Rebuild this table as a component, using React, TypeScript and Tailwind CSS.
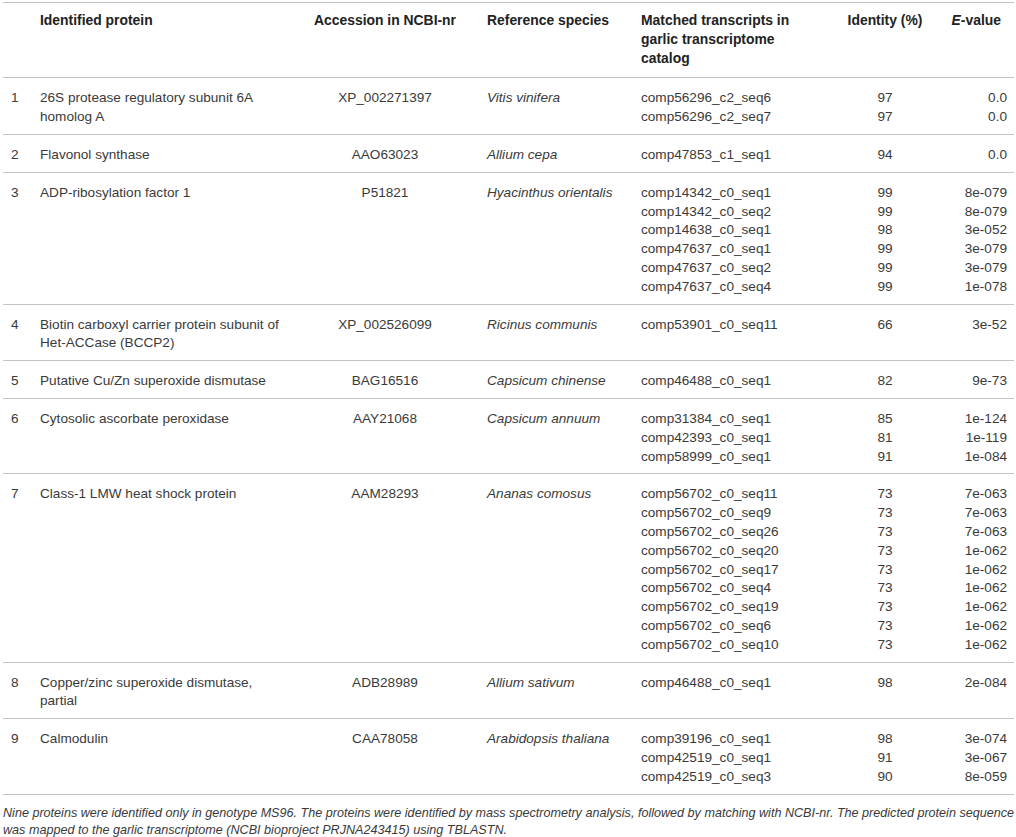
type Hit = [string, string, string];

type Row = {
  n: number;
  protein: string[];
  acc: string;
  species: string;
  hits: Hit[];
};

const seven = (seq: string, e: string): Hit => [`comp56702_c0_${seq}`, "73", e];

const ROWS: Row[] = [
  {
    n: 1,
    protein: ["26S protease regulatory subunit 6A", "homolog A"],
    acc: "XP_002271397",
    species: "Vitis vinifera",
    hits: [
      ["comp56296_c2_seq6", "97", "0.0"],
      ["comp56296_c2_seq7", "97", "0.0"],
    ],
  },
  {
    n: 2,
    protein: ["Flavonol synthase"],
    acc: "AAO63023",
    species: "Allium cepa",
    hits: [["comp47853_c1_seq1", "94", "0.0"]],
  },
  {
    n: 3,
    protein: ["ADP-ribosylation factor 1"],
    acc: "P51821",
    species: "Hyacinthus orientalis",
    hits: [
      ["comp14342_c0_seq1", "99", "8e-079"],
      ["comp14342_c0_seq2", "99", "8e-079"],
      ["comp14638_c0_seq1", "98", "3e-052"],
      ["comp47637_c0_seq1", "99", "3e-079"],
      ["comp47637_c0_seq2", "99", "3e-079"],
      ["comp47637_c0_seq4", "99", "1e-078"],
    ],
  },
  {
    n: 4,
    protein: ["Biotin carboxyl carrier protein subunit of", "Het-ACCase (BCCP2)"],
    acc: "XP_002526099",
    species: "Ricinus communis",
    hits: [["comp53901_c0_seq11", "66", "3e-52"]],
  },
  {
    n: 5,
    protein: ["Putative Cu/Zn superoxide dismutase"],
    acc: "BAG16516",
    species: "Capsicum chinense",
    hits: [["comp46488_c0_seq1", "82", "9e-73"]],
  },
  {
    n: 6,
    protein: ["Cytosolic ascorbate peroxidase"],
    acc: "AAY21068",
    species: "Capsicum annuum",
    hits: [
      ["comp31384_c0_seq1", "85", "1e-124"],
      ["comp42393_c0_seq1", "81", "1e-119"],
      ["comp58999_c0_seq1", "91", "1e-084"],
    ],
  },
  {
    n: 7,
    protein: ["Class-1 LMW heat shock protein"],
    acc: "AAM28293",
    species: "Ananas comosus",
    hits: [
      seven("seq11", "7e-063"),
      seven("seq9", "7e-063"),
      seven("seq26", "7e-063"),
      seven("seq20", "1e-062"),
      seven("seq17", "1e-062"),
      seven("seq4", "1e-062"),
      seven("seq19", "1e-062"),
      seven("seq6", "1e-062"),
      seven("seq10", "1e-062"),
    ],
  },
  {
    n: 8,
    protein: ["Copper/zinc superoxide dismutase,", "partial"],
    acc: "ADB28989",
    species: "Allium sativum",
    hits: [["comp46488_c0_seq1", "98", "2e-084"]],
  },
  {
    n: 9,
    protein: ["Calmodulin"],
    acc: "CAA78058",
    species: "Arabidopsis thaliana",
    hits: [
      ["comp39196_c0_seq1", "98", "3e-074"],
      ["comp42519_c0_seq1", "91", "3e-067"],
      ["comp42519_c0_seq3", "90", "8e-059"],
    ],
  },
];

// shared column template so header and body line up
const COLS = "grid grid-cols-[37px_260px_170px_171px_189px_110px_74px]";

function Lines({ items }: { items: string[] }) {
  return (
    <>
      {items.map((t, i) => (
        <div key={i} className="whitespace-nowrap">
          {t}
        </div>
      ))}
    </>
  );
}

export default function App() {
  return (
    <div
      className="min-h-screen bg-white pt-[2px] px-[3px]"
      style={{ fontFamily: '"Liberation Sans", Arial, sans-serif' }}
    >
      <div className="w-[1011px]">
        {/* header */}
        <div
          className={`${COLS} border-t border-[#c4c4c4] pt-[8px] pb-[10px] text-[13.9px] leading-[18.8px] font-bold text-[#222]`}
        >
          <div />
          <div>Identified protein</div>
          <div className="text-center">Accession in NCBI-nr</div>
          <div className="pl-[17px]">Reference species</div>
          <div>
            <Lines items={["Matched transcripts in", "garlic transcriptome", "catalog"]} />
          </div>
          <div className="text-center">Identity (%)</div>
          <div className="text-right pr-[13px]">
            <span className="italic">E</span>-value
          </div>
        </div>

        {/* body rows */}
        {ROWS.map((r) => (
          <div
            key={r.n}
            className={`${COLS} border-t border-[#c4c4c4] pt-[11px] pb-[7px] text-[13.6px] leading-[18.8px] text-[#3a3a3a]`}
          >
            <div className="pl-[8px]">{r.n}</div>
            <div>
              <Lines items={r.protein} />
            </div>
            <div className="text-center">{r.acc}</div>
            <div className="pl-[17px] italic">{r.species}</div>
            <div>
              <Lines items={r.hits.map((h) => h[0])} />
            </div>
            <div className="text-center">
              <Lines items={r.hits.map((h) => h[1])} />
            </div>
            <div className="text-right pr-[7px]">
              <Lines items={r.hits.map((h) => h[2])} />
            </div>
          </div>
        ))}

        {/* footnote */}
        <div className="border-t border-[#c4c4c4] pt-[10px] text-[12.6px] leading-[17px] italic text-[#3a3a3a]">
          <div className="whitespace-nowrap">
            Nine proteins were identified only in genotype MS96. The proteins were identified by mass
            spectrometry analysis, followed by matching with NCBI-nr. The predicted protein sequence
          </div>
          <div className="whitespace-nowrap">
            was mapped to the garlic transcriptome (NCBI bioproject PRJNA243415) using TBLASTN.
          </div>
        </div>
      </div>
    </div>
  );
}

□ □ □

PROBLEM STATEMENT - Copy exactly the lines running from the beginning of the listing through the line that has "const seven = (seq: string, e: string): Hit". Drop the pictures.

SOLUTION TO THE PROBLEM -
Rebuild this table as a component, using React, TypeScript and Tailwind CSS.
type Hit = [string, string, string];

type Row = {
  n: number;
  protein: string[];
  acc: string;
  species: string;
  hits: Hit[];
};

const seven = (seq: string, e: string): Hit => [`comp56702_c0_${seq}`, "73", e];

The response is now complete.